Yemen President Abd Rabbuh Mansur Hadi, center, shows the book of the National Dialogue at the end of a conference aimed at drafting a new constitution and establishing a federal state on January 25, 2014, in Sana’a, Yemen. (AFP Photo/Mohammed Huwais)

Sana’a, Asharq Al-Awsat—As a special 22-member committee in Yemen meets to determine the number of regions that will make up the country’s new federal republic, one of Yemeni President Abd Rabbuh Mansur Hadi’s advisers has sought to reassure Yemenis regarding the establishment of the new federation.

In exclusive comments to Asharq Al-Awsat, Faiqah Ahmed Ba Alawy, an adviser to President Hadi on Women’s Affairs, defended the government’s move towards dividing the country into different regions, citing both India and the UAE as examples of successful federal countries.

“The issue of federal regions is not a source of fear because this is an existing system that has been tested in a number of countries including India, which has a population of more than 1.2 billion,” she said. “The problem we have in Yemen is that . . . we started with a state of unification, and now we are moving to a system of federal regions, and so this is arousing public fears.”

Debate on whether Yemen should be divided into two—north and south—or five or six federal regions, has sharply divided public opinion in the country.

On Monday, President Hadi issued a decree forming a special 22-member committee tasked with determining the number of regions that will make up Yemen’s federal republic.
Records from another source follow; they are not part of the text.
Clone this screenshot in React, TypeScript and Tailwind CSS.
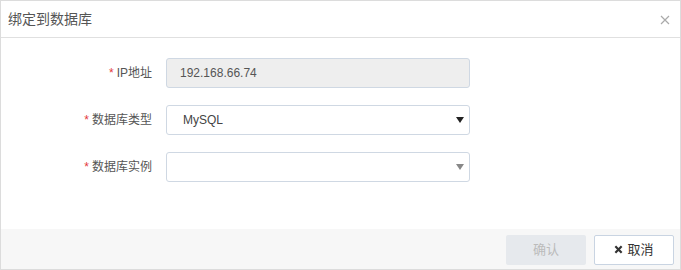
import React from "react";

const font = { fontFamily: '"Liberation Sans", Arial, "Noto Sans CJK SC", sans-serif' };

function Label({ text }: { text: string }) {
  return (
    <div className="w-[151px] shrink-0 text-right text-[12px] text-[#555]">
      <span className="text-[#e4393c] mr-[3px]">*</span>
      {text}
    </div>
  );
}

export default function App() {
  return (
    <div style={font} className="w-[681px] h-[270px] border border-[#dcdcdc] bg-white flex flex-col">
      <div className="h-[37px] shrink-0 border-b border-[#e0e0e0] flex items-center justify-between pl-[7px] pr-[10px]">
        <span className="text-[14px] text-[#555]">绑定到数据库</span>
        <svg width="10" height="10" viewBox="0 0 10 10" className="mt-[2px]">
          <path d="M1 1L9 9M9 1L1 9" stroke="#aaa" strokeWidth="1.2" />
        </svg>
      </div>
      <div className="flex-1 flex flex-col gap-[17px] pt-[20px]">
        <div className="flex items-center gap-[14px]">
          <Label text="IP地址" />
          <div className="w-[304px] h-[30px] rounded-[3px] border border-[#cfd8e3] bg-[#eeeeee] flex items-center pl-[13px] text-[12px] text-[#555]">
            192.168.66.74
          </div>
        </div>
        <div className="flex items-center gap-[14px]">
          <Label text="数据库类型" />
          <div className="w-[304px] h-[30px] rounded-[3px] border border-[#cfd8e3] bg-white flex items-center justify-between pl-[16px] pr-[4px] text-[12px] text-[#444]">
            <span>MySQL</span>
            <svg width="8" height="6" viewBox="0 0 8 6" className="mr-[1px]"><path d="M0 0H8L4 6Z" fill="#222" /></svg>
          </div>
        </div>
        <div className="flex items-center gap-[14px]">
          <Label text="数据库实例" />
          <div className="w-[304px] h-[30px] rounded-[3px] border border-[#cfd8e3] bg-white flex items-center justify-end pr-[4px]">
            <svg width="8" height="6" viewBox="0 0 8 6" className="mr-[1px]"><path d="M0 0H8L4 6Z" fill="#888" /></svg>
          </div>
        </div>
      </div>
      <div className="h-[40px] shrink-0 bg-[#f7f7f7] flex items-center justify-end gap-[8px] pr-[6px] pt-[1px]">
        <div className="w-[80px] h-[30px] rounded-[2px] bg-[#e6e9ed] flex items-center justify-center text-[13px] text-[#bbb]">
          确认
        </div>
        <div className="w-[80px] h-[30px] rounded-[2px] border border-[#c9d4e2] bg-white flex items-center justify-center text-[13px] text-[#333] gap-[4px]">
          <svg width="9" height="9" viewBox="0 0 10 10"><path d="M1.5 1.5L8.5 8.5M8.5 1.5L1.5 8.5" stroke="#333" strokeWidth="2.4" /></svg>
          <span>取消</span>
        </div>
      </div>
    </div>
  );
}
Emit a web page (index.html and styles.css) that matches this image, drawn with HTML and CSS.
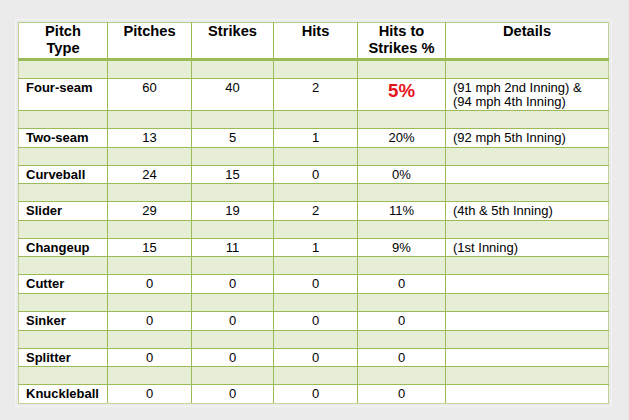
FILE: index.html
```html
<!DOCTYPE html>
<html>
<head>
<meta charset="utf-8">
<link rel="stylesheet" href="styles.css">
</head>
<body>
<div class="page">
  <div class="frame">
    <table class="stats">
      <colgroup>
        <col class="c1"><col class="c2"><col class="c3"><col class="c4"><col class="c5"><col class="c6">
      </colgroup>
      <thead>
        <tr class="head">
          <th>Pitch<br>Type</th>
          <th>Pitches</th>
          <th>Strikes</th>
          <th>Hits</th>
          <th>Hits to<br>Strikes %</th>
          <th>Details</th>
        </tr>
      </thead>
      <tbody>
        <tr class="gap"><td></td><td></td><td></td><td></td><td></td><td></td></tr>
        <tr class="row tall"><td class="name">Four-seam</td><td>60</td><td>40</td><td>2</td><td class="hot">5%</td><td class="det">(91 mph 2nd Inning) &amp;<br>(94 mph 4th Inning)</td></tr>
        <tr class="gap"><td></td><td></td><td></td><td></td><td></td><td></td></tr>
        <tr class="row"><td class="name">Two-seam</td><td>13</td><td>5</td><td>1</td><td>20%</td><td class="det">(92 mph 5th Inning)</td></tr>
        <tr class="gap"><td></td><td></td><td></td><td></td><td></td><td></td></tr>
        <tr class="row"><td class="name">Curveball</td><td>24</td><td>15</td><td>0</td><td>0%</td><td class="det"></td></tr>
        <tr class="gap"><td></td><td></td><td></td><td></td><td></td><td></td></tr>
        <tr class="row"><td class="name">Slider</td><td>29</td><td>19</td><td>2</td><td>11%</td><td class="det">(4th &amp; 5th Inning)</td></tr>
        <tr class="gap"><td></td><td></td><td></td><td></td><td></td><td></td></tr>
        <tr class="row"><td class="name">Changeup</td><td>15</td><td>11</td><td>1</td><td>9%</td><td class="det">(1st Inning)</td></tr>
        <tr class="gap"><td></td><td></td><td></td><td></td><td></td><td></td></tr>
        <tr class="row"><td class="name">Cutter</td><td>0</td><td>0</td><td>0</td><td>0</td><td class="det"></td></tr>
        <tr class="gap"><td></td><td></td><td></td><td></td><td></td><td></td></tr>
        <tr class="row"><td class="name">Sinker</td><td>0</td><td>0</td><td>0</td><td>0</td><td class="det"></td></tr>
        <tr class="gap"><td></td><td></td><td></td><td></td><td></td><td></td></tr>
        <tr class="row"><td class="name">Splitter</td><td>0</td><td>0</td><td>0</td><td>0</td><td class="det"></td></tr>
        <tr class="gap"><td></td><td></td><td></td><td></td><td></td><td></td></tr>
        <tr class="row"><td class="name">Knuckleball</td><td>0</td><td>0</td><td>0</td><td>0</td><td class="det"></td></tr>
      </tbody>
    </table>
  </div>
</div>
</body>
</html>
```

FILE: styles.css
```css
html, body {
  margin: 0;
  padding: 0;
  background: #ebebeb;
}

.page {
  padding: 19px 0 0 15px;
}

.frame {
  display: inline-block;
  padding: 2px;
  border: 1px solid #f3f3f3;
}

.stats {
  border-collapse: collapse;
  table-layout: fixed;
  width: 590px;
  font-family: "Liberation Sans", Arial, sans-serif;
  color: #000;
  background: #fff;
}

.c1 { width: 89px; }
.c2 { width: 84px; }
.c3 { width: 82px; }
.c4 { width: 84px; }
.c5 { width: 88px; }
.c6 { width: 163px; }

.stats th,
.stats td {
  border: 1px solid #9bbb59;
  padding: 0 7px;
  vertical-align: top;
  text-align: center;
}

.stats th:first-child,
.stats td:first-child {
  border-left-color: #bfd393;
}

.stats th:last-child,
.stats td:last-child {
  border-right-color: #bfd393;
}

.head th {
  border-top-color: #b5cb88;
  border-bottom: 3px solid #9bbb59;
  font-size: 14.67px;
  font-weight: bold;
  line-height: 17px;
  height: 35px;
  padding-top: 0;
}

.gap td {
  background: #e6eed5;
  height: 17px;
  padding: 0;
}

.row td {
  font-size: 13px;
  line-height: 15px;
  height: 16.6px;
  padding-top: 1px;
  padding-bottom: 0;
}

.row.tall td {
  height: 29px;
  line-height: 14px;
  padding-top: 2px;
}

.stats td.name {
  text-align: left;
  font-weight: bold;
}

.stats td.det {
  text-align: left;
}

.stats td.hot {
  color: #e5141c;
  font-weight: bold;
  font-size: 18.67px;
  line-height: 18px;
  padding-top: 3px;
  height: 28px;
}

.stats tr:last-child td {
  border-bottom-color: #bfd393;
}
```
The committee met for the first time on Wednesday. During the meeting, Hadi said: “Defining the number of regions and determining which governorates would be included in each region should be completed before the establishment of the Constitutional Drafting Committee.”

As for how Yemenis will deal with the new shape of the state, Ba Alawy told Asharq Al-Awsat: “There are areas that can form a single region because they are homogeneous and the populations are coexisting with each other, such as the Aden region, which will likely include four governorates despite the subtle differences.”

Ba Alawy, however, also referred to a number of potential problems that must be challenged, including “productive regions fearing their resources [being] . . . swallowed by poorer regions.”

However, the presidential advisor sought to play down these fears, citing the UAE as an example. “The emirate of Abu Dhabi is able to fund all of the eastern emirates which are considered poorer and less productive,” she said.

“Establishing regions in the south will be easier compared to some northern parts that do not share a sense of social and economic unity,” she added.

However members of Yemen’s Southern Movement have largely dismissed the 22-member committee.

“Whether it is two regions or six—that means nothing to us. Our aim is [autonomy],” Southern Movement spokesman Abdo Al-Ma’atari was quoted as saying by the Yemen Times.

As for whether the deteriorating security situation in the country will undermine the implementation of the results of the Yemeni National Dialogue, Ba Alawy acknowledged that Yemen is facing a number of challenges in the form of “political, tribal and religious forces who oppose development and change,” but that the people of Yemen are able to “adapt to fear, horror and challenges,” and would be able to confront them.